▶ TASK BRIEF
Give the count of lines holding the string "screenshot" and nothing else.

▶ MATERIAL PROVIDED
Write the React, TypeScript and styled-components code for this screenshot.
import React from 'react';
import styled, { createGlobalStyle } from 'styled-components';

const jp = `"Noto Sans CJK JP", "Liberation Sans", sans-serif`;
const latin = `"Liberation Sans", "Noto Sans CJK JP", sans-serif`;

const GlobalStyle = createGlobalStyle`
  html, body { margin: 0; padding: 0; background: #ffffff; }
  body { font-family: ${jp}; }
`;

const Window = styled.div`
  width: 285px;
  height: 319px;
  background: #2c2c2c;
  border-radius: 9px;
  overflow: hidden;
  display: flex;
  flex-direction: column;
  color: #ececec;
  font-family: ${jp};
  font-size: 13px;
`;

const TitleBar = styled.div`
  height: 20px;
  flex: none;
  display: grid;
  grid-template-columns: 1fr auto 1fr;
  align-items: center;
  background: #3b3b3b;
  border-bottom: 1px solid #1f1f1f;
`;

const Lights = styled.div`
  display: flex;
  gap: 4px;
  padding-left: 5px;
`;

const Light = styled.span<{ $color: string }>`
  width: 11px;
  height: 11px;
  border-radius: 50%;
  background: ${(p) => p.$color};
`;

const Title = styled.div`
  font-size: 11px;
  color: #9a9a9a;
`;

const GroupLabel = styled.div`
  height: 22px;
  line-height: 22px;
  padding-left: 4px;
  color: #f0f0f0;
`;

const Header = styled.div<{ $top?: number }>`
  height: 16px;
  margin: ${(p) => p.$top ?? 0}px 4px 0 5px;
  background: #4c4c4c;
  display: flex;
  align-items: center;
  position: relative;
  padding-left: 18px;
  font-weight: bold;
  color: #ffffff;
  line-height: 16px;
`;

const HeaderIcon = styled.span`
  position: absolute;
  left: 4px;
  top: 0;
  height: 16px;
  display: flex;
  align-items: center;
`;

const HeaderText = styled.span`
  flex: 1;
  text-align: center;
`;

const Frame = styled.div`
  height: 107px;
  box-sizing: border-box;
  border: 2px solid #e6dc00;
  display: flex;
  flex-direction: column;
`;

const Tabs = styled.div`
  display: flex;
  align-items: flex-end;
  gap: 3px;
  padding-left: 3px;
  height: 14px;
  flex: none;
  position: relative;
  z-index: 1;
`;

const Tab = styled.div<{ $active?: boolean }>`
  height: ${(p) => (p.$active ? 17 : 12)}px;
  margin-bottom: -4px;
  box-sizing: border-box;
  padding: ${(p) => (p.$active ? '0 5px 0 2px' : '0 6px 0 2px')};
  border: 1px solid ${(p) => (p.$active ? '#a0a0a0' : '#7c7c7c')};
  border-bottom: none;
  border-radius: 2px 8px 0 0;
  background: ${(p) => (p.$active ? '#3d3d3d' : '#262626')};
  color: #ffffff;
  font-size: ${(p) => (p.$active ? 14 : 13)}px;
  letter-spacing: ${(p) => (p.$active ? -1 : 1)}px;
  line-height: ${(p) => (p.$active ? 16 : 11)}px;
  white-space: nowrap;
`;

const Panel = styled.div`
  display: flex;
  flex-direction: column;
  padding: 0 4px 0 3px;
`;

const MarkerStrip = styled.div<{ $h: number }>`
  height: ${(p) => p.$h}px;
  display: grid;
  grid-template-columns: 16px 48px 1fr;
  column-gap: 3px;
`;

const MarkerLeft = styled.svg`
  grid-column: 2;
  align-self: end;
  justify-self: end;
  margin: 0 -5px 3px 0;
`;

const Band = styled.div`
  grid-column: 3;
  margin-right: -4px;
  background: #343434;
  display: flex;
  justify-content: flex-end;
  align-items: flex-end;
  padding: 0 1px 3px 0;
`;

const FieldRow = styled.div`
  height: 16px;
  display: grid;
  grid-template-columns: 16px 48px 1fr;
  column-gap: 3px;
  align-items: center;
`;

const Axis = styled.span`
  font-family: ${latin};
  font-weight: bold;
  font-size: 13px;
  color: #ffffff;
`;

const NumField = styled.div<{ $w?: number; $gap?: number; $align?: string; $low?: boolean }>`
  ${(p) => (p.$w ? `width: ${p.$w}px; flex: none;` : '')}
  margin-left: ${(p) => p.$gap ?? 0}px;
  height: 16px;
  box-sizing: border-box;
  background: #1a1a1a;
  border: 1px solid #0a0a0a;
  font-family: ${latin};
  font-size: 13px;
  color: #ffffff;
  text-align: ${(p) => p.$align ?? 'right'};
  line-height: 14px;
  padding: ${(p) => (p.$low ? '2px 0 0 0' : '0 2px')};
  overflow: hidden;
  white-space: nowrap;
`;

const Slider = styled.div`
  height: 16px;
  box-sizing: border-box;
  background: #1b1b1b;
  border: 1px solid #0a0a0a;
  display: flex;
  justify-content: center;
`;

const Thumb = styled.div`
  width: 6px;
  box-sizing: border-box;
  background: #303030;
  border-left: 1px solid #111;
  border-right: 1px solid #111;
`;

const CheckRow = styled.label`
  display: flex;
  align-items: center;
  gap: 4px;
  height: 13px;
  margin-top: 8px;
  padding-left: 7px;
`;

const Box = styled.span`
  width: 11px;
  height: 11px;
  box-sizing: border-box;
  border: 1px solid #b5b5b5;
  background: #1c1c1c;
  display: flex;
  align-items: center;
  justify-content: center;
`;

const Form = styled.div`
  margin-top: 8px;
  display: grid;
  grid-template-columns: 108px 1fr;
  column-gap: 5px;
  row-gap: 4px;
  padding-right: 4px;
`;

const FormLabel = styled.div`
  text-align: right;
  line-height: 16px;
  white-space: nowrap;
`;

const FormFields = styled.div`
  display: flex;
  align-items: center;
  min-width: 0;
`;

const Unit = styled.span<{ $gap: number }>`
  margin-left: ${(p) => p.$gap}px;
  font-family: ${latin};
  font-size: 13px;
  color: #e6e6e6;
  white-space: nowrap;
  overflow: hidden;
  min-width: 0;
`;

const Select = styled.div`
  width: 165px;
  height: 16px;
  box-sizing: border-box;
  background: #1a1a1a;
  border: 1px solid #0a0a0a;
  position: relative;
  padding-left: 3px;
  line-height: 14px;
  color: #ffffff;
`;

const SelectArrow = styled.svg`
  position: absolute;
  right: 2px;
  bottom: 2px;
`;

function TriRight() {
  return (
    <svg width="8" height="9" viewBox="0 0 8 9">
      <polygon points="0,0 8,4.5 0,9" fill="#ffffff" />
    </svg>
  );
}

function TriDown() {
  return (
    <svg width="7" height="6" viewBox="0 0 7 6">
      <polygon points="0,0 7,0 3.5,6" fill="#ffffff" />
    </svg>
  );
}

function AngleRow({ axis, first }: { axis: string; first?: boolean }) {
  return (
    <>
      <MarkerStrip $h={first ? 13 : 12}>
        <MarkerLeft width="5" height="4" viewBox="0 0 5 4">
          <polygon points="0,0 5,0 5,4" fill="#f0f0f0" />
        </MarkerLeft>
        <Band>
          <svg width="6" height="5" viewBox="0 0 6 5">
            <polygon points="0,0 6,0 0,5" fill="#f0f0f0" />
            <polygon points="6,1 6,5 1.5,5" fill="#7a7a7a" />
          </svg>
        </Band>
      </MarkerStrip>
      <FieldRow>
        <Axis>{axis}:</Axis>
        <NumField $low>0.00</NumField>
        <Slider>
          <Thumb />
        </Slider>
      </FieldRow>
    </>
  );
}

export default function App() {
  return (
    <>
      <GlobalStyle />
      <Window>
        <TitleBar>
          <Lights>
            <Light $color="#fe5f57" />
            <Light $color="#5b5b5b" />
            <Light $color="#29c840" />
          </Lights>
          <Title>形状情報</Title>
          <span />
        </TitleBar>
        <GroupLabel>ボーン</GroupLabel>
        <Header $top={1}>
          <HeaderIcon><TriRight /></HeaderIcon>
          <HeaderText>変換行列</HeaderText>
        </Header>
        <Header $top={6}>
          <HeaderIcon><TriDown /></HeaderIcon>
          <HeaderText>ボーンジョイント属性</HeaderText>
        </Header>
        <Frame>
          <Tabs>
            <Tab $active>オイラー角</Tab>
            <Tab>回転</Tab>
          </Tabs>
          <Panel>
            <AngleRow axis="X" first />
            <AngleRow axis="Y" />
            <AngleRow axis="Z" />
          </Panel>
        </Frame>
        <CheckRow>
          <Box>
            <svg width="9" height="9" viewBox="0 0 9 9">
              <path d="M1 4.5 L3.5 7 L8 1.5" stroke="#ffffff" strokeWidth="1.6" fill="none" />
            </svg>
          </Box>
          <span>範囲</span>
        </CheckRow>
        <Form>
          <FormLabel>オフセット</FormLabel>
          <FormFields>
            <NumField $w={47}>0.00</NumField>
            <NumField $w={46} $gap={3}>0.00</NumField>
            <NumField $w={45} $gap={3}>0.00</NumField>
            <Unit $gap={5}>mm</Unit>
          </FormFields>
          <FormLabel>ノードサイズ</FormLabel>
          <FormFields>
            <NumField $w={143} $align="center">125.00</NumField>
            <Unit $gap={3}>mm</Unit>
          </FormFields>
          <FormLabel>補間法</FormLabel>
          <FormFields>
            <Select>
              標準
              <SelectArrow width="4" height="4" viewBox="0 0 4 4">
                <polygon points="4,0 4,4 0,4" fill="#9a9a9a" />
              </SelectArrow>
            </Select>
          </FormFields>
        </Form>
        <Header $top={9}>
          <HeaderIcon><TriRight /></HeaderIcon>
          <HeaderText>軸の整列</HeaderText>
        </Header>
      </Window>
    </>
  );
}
==
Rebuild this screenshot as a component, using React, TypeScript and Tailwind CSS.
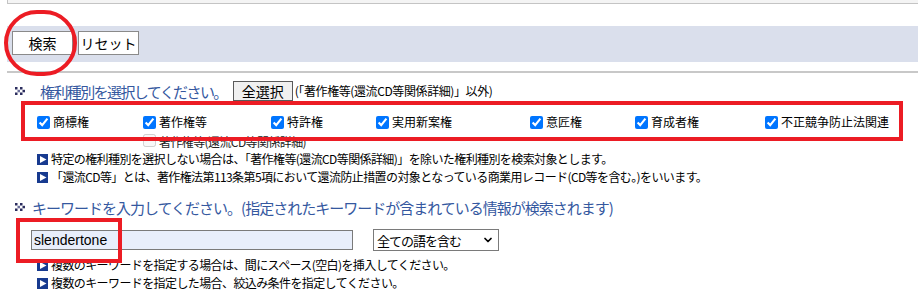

▶ RESULT
2